Does the "Widowmaker" storyline becoming a mini mean that it's goodbye for Black Widow and Hawkeye and Mockingbird? It'll be a shame if the latter goes, I've been loving that book :csad:

I thought it was always a mini?
 
No idea what that is.

the 616 universe was literally like this at one point: Norman kills the Skrull queen, and in the next issue, Steve is lol respawn and throwing his shield at Norman's face. There was so much packed into the 616 at one point.

Ultimatum was prob the biggest Ultimate-event since Galactus came(lol). It ended with Cyclops being shot in between the eyes at a press conference; just for reference. Not the kinda thing we should have "moved past" yet.
 
Any big event in the 616 is far better than Cyclops getting silly at a press conference. Just sayin'.
 
To be honest, the 616 Universe was no different. It went from one huge event to the next. With literally no moments to spare.
Now, yes. Back in the olden days, events weren't quite so prevalent.

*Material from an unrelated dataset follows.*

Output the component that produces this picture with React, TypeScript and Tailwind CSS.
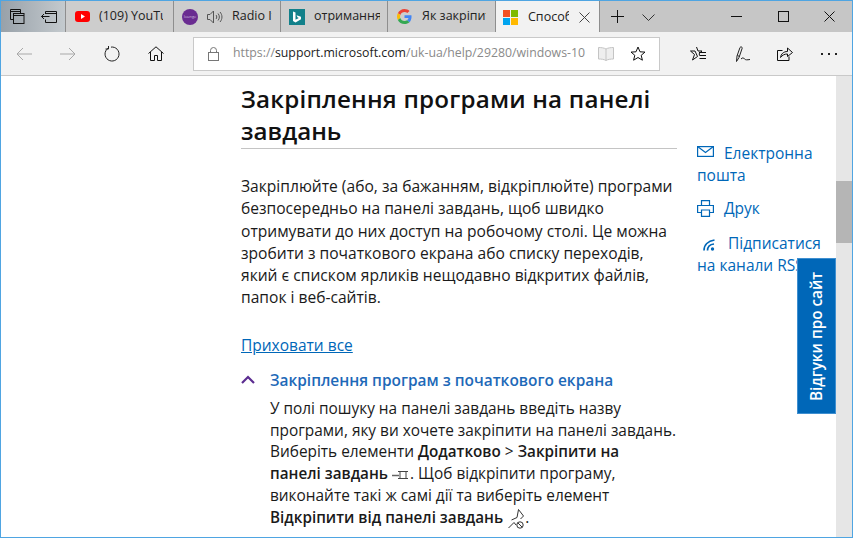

Hell, when the 616 universe was the same age as the Ultimate universe is now, events were practically unheard of.
 
Thank God we're in this Heroic age (sarcasm). Basically a PG-13 version of what we just got out of.
 
Well, that's the nature of the medium at the moment because people keep shelling out their cash for lots of events and tie-ins. When they get bored enough to stop telling Marvel and DC that events are a successful financial strategy, Marvel and DC will stop treating events like a successful financial strategy.